Pages as source code:
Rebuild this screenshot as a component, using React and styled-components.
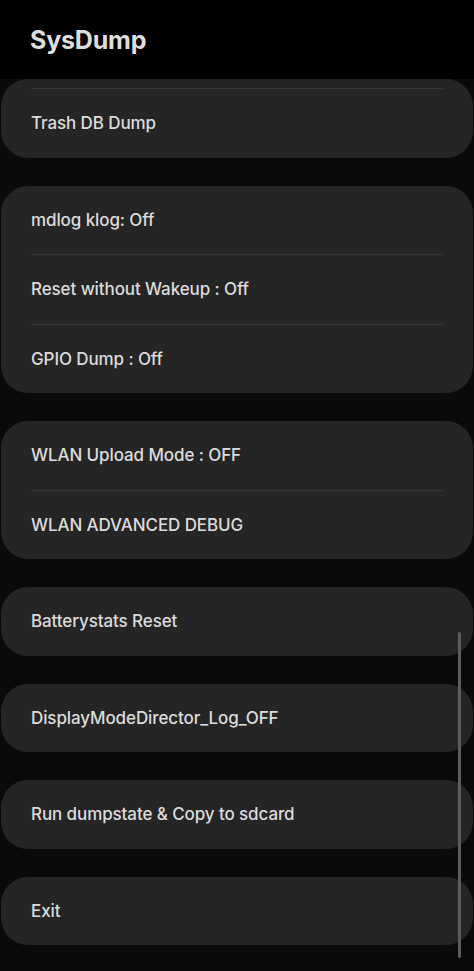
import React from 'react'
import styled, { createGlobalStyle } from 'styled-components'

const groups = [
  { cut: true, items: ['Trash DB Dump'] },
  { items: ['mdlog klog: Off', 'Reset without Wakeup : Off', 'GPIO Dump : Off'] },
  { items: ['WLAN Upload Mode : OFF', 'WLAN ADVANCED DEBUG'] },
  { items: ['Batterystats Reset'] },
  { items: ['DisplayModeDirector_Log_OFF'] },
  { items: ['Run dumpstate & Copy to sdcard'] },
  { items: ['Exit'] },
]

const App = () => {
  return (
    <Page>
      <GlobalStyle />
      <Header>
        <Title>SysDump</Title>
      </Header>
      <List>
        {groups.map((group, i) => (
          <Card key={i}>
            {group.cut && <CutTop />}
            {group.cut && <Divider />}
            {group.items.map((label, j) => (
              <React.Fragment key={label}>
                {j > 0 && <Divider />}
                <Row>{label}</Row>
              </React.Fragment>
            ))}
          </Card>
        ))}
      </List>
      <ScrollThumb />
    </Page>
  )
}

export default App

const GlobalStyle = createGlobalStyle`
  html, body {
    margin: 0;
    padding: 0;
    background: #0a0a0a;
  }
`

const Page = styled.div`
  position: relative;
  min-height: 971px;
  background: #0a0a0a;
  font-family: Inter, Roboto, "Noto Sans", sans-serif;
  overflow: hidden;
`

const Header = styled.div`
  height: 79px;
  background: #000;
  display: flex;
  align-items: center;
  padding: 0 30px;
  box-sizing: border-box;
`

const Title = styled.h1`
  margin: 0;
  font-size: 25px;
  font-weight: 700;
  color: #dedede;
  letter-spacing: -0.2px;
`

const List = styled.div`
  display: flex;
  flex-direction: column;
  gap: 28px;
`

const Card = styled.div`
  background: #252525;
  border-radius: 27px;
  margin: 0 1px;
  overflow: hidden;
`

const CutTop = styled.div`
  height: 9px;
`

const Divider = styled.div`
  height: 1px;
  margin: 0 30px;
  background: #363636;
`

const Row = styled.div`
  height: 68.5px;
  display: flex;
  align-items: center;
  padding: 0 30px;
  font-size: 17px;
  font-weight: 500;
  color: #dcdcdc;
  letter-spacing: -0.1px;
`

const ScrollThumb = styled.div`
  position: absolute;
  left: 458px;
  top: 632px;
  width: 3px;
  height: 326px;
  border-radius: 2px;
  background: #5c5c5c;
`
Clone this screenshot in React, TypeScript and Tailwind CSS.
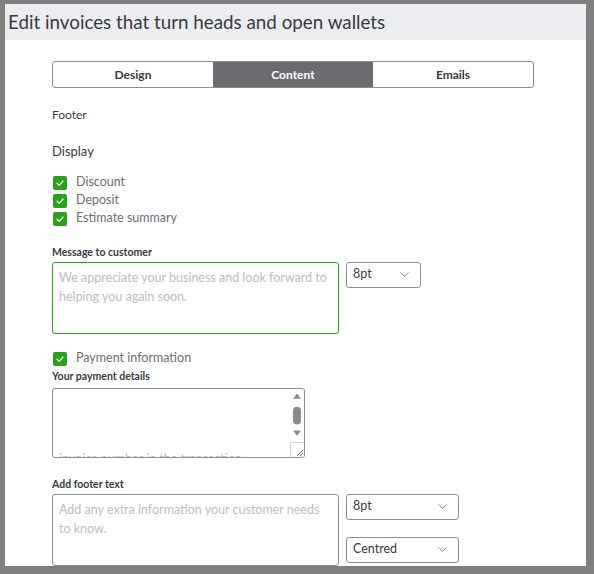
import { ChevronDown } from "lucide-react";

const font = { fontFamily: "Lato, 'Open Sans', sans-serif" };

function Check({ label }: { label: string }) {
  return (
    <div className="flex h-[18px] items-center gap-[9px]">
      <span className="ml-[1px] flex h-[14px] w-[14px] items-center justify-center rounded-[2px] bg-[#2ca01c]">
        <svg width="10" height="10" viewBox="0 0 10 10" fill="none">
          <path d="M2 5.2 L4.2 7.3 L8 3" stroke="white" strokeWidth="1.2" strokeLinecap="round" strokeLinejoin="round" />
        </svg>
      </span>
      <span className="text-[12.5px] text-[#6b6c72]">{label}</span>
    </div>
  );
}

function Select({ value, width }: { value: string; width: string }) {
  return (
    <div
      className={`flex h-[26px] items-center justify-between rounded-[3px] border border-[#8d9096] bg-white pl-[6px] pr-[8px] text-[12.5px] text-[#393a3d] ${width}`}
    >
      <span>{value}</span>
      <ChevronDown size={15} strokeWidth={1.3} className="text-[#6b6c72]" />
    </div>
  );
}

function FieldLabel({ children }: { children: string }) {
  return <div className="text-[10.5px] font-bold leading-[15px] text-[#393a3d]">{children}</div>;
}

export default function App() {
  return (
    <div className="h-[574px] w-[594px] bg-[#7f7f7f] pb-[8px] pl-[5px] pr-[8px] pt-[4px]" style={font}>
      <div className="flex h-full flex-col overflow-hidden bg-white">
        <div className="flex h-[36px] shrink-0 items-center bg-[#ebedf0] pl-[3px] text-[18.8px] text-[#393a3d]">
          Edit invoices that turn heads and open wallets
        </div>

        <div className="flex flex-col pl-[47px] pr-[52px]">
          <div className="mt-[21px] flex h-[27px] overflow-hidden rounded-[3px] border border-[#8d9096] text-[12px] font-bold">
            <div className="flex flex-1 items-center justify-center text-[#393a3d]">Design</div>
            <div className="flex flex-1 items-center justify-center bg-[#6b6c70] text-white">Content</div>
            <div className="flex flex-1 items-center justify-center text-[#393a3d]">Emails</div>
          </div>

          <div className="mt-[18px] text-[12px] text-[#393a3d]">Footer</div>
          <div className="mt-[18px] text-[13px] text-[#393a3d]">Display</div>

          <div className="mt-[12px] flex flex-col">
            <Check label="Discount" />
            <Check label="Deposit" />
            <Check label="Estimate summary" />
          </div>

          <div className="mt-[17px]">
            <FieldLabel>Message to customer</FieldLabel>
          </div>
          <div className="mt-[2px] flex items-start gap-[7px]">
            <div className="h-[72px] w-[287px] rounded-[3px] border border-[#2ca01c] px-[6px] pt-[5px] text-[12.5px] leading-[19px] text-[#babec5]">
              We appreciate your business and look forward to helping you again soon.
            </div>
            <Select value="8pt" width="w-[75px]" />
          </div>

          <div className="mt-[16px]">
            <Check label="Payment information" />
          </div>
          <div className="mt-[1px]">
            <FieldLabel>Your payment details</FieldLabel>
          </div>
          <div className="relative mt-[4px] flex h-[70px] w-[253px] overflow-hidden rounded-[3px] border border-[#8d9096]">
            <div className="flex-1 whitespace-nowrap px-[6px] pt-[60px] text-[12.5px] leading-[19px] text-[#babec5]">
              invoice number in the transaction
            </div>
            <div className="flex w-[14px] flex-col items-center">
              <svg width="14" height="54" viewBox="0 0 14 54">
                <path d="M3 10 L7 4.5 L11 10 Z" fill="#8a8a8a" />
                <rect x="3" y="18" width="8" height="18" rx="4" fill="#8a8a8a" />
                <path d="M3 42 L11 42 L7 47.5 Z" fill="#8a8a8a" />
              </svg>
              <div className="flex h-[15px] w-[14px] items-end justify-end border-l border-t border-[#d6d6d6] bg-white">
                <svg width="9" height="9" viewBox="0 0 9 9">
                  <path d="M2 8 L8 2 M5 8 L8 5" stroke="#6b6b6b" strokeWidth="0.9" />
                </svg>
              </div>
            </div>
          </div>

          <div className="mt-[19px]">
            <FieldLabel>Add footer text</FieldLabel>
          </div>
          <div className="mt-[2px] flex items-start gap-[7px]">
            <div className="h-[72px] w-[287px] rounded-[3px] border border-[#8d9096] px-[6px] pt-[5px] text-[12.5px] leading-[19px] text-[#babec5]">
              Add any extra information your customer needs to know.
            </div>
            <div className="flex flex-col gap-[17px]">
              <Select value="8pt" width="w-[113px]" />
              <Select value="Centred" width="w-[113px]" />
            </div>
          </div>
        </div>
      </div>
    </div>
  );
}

> _TASK TO CARRY OUT_: Apart from the pictures, the entries above are to be repeated in full and exactly.

> _RESULT FOR THIS EXERCISE_:
Rebuild this screenshot as a component, using React and styled-components.
import React from 'react'
import styled, { createGlobalStyle } from 'styled-components'

const groups = [
  { cut: true, items: ['Trash DB Dump'] },
  { items: ['mdlog klog: Off', 'Reset without Wakeup : Off', 'GPIO Dump : Off'] },
  { items: ['WLAN Upload Mode : OFF', 'WLAN ADVANCED DEBUG'] },
  { items: ['Batterystats Reset'] },
  { items: ['DisplayModeDirector_Log_OFF'] },
  { items: ['Run dumpstate & Copy to sdcard'] },
  { items: ['Exit'] },
]

const App = () => {
  return (
    <Page>
      <GlobalStyle />
      <Header>
        <Title>SysDump</Title>
      </Header>
      <List>
        {groups.map((group, i) => (
          <Card key={i}>
            {group.cut && <CutTop />}
            {group.cut && <Divider />}
            {group.items.map((label, j) => (
              <React.Fragment key={label}>
                {j > 0 && <Divider />}
                <Row>{label}</Row>
              </React.Fragment>
            ))}
          </Card>
        ))}
      </List>
      <ScrollThumb />
    </Page>
  )
}

export default App

const GlobalStyle = createGlobalStyle`
  html, body {
    margin: 0;
    padding: 0;
    background: #0a0a0a;
  }
`

const Page = styled.div`
  position: relative;
  min-height: 971px;
  background: #0a0a0a;
  font-family: Inter, Roboto, "Noto Sans", sans-serif;
  overflow: hidden;
`

const Header = styled.div`
  height: 79px;
  background: #000;
  display: flex;
  align-items: center;
  padding: 0 30px;
  box-sizing: border-box;
`

const Title = styled.h1`
  margin: 0;
  font-size: 25px;
  font-weight: 700;
  color: #dedede;
  letter-spacing: -0.2px;
`

const List = styled.div`
  display: flex;
  flex-direction: column;
  gap: 28px;
`

const Card = styled.div`
  background: #252525;
  border-radius: 27px;
  margin: 0 1px;
  overflow: hidden;
`

const CutTop = styled.div`
  height: 9px;
`

const Divider = styled.div`
  height: 1px;
  margin: 0 30px;
  background: #363636;
`

const Row = styled.div`
  height: 68.5px;
  display: flex;
  align-items: center;
  padding: 0 30px;
  font-size: 17px;
  font-weight: 500;
  color: #dcdcdc;
  letter-spacing: -0.1px;
`

const ScrollThumb = styled.div`
  position: absolute;
  left: 458px;
  top: 632px;
  width: 3px;
  height: 326px;
  border-radius: 2px;
  background: #5c5c5c;
`
Clone this screenshot in React, TypeScript and Tailwind CSS.
import { ChevronDown } from "lucide-react";

const font = { fontFamily: "Lato, 'Open Sans', sans-serif" };

function Check({ label }: { label: string }) {
  return (
    <div className="flex h-[18px] items-center gap-[9px]">
      <span className="ml-[1px] flex h-[14px] w-[14px] items-center justify-center rounded-[2px] bg-[#2ca01c]">
        <svg width="10" height="10" viewBox="0 0 10 10" fill="none">
          <path d="M2 5.2 L4.2 7.3 L8 3" stroke="white" strokeWidth="1.2" strokeLinecap="round" strokeLinejoin="round" />
        </svg>
      </span>
      <span className="text-[12.5px] text-[#6b6c72]">{label}</span>
    </div>
  );
}

function Select({ value, width }: { value: string; width: string }) {
  return (
    <div
      className={`flex h-[26px] items-center justify-between rounded-[3px] border border-[#8d9096] bg-white pl-[6px] pr-[8px] text-[12.5px] text-[#393a3d] ${width}`}
    >
      <span>{value}</span>
      <ChevronDown size={15} strokeWidth={1.3} className="text-[#6b6c72]" />
    </div>
  );
}

function FieldLabel({ children }: { children: string }) {
  return <div className="text-[10.5px] font-bold leading-[15px] text-[#393a3d]">{children}</div>;
}

export default function App() {
  return (
    <div className="h-[574px] w-[594px] bg-[#7f7f7f] pb-[8px] pl-[5px] pr-[8px] pt-[4px]" style={font}>
      <div className="flex h-full flex-col overflow-hidden bg-white">
        <div className="flex h-[36px] shrink-0 items-center bg-[#ebedf0] pl-[3px] text-[18.8px] text-[#393a3d]">
          Edit invoices that turn heads and open wallets
        </div>

        <div className="flex flex-col pl-[47px] pr-[52px]">
          <div className="mt-[21px] flex h-[27px] overflow-hidden rounded-[3px] border border-[#8d9096] text-[12px] font-bold">
            <div className="flex flex-1 items-center justify-center text-[#393a3d]">Design</div>
            <div className="flex flex-1 items-center justify-center bg-[#6b6c70] text-white">Content</div>
            <div className="flex flex-1 items-center justify-center text-[#393a3d]">Emails</div>
          </div>

          <div className="mt-[18px] text-[12px] text-[#393a3d]">Footer</div>
          <div className="mt-[18px] text-[13px] text-[#393a3d]">Display</div>

          <div className="mt-[12px] flex flex-col">
            <Check label="Discount" />
            <Check label="Deposit" />
            <Check label="Estimate summary" />
          </div>

          <div className="mt-[17px]">
            <FieldLabel>Message to customer</FieldLabel>
          </div>
          <div className="mt-[2px] flex items-start gap-[7px]">
            <div className="h-[72px] w-[287px] rounded-[3px] border border-[#2ca01c] px-[6px] pt-[5px] text-[12.5px] leading-[19px] text-[#babec5]">
              We appreciate your business and look forward to helping you again soon.
            </div>
            <Select value="8pt" width="w-[75px]" />
          </div>

          <div className="mt-[16px]">
            <Check label="Payment information" />
          </div>
          <div className="mt-[1px]">
            <FieldLabel>Your payment details</FieldLabel>
          </div>
          <div className="relative mt-[4px] flex h-[70px] w-[253px] overflow-hidden rounded-[3px] border border-[#8d9096]">
            <div className="flex-1 whitespace-nowrap px-[6px] pt-[60px] text-[12.5px] leading-[19px] text-[#babec5]">
              invoice number in the transaction
            </div>
            <div className="flex w-[14px] flex-col items-center">
              <svg width="14" height="54" viewBox="0 0 14 54">
                <path d="M3 10 L7 4.5 L11 10 Z" fill="#8a8a8a" />
                <rect x="3" y="18" width="8" height="18" rx="4" fill="#8a8a8a" />
                <path d="M3 42 L11 42 L7 47.5 Z" fill="#8a8a8a" />
              </svg>
              <div className="flex h-[15px] w-[14px] items-end justify-end border-l border-t border-[#d6d6d6] bg-white">
                <svg width="9" height="9" viewBox="0 0 9 9">
                  <path d="M2 8 L8 2 M5 8 L8 5" stroke="#6b6b6b" strokeWidth="0.9" />
                </svg>
              </div>
            </div>
          </div>

          <div className="mt-[19px]">
            <FieldLabel>Add footer text</FieldLabel>
          </div>
          <div className="mt-[2px] flex items-start gap-[7px]">
            <div className="h-[72px] w-[287px] rounded-[3px] border border-[#8d9096] px-[6px] pt-[5px] text-[12.5px] leading-[19px] text-[#babec5]">
              Add any extra information your customer needs to know.
            </div>
            <div className="flex flex-col gap-[17px]">
              <Select value="8pt" width="w-[113px]" />
              <Select value="Centred" width="w-[113px]" />
            </div>
          </div>
        </div>
      </div>
    </div>
  );
}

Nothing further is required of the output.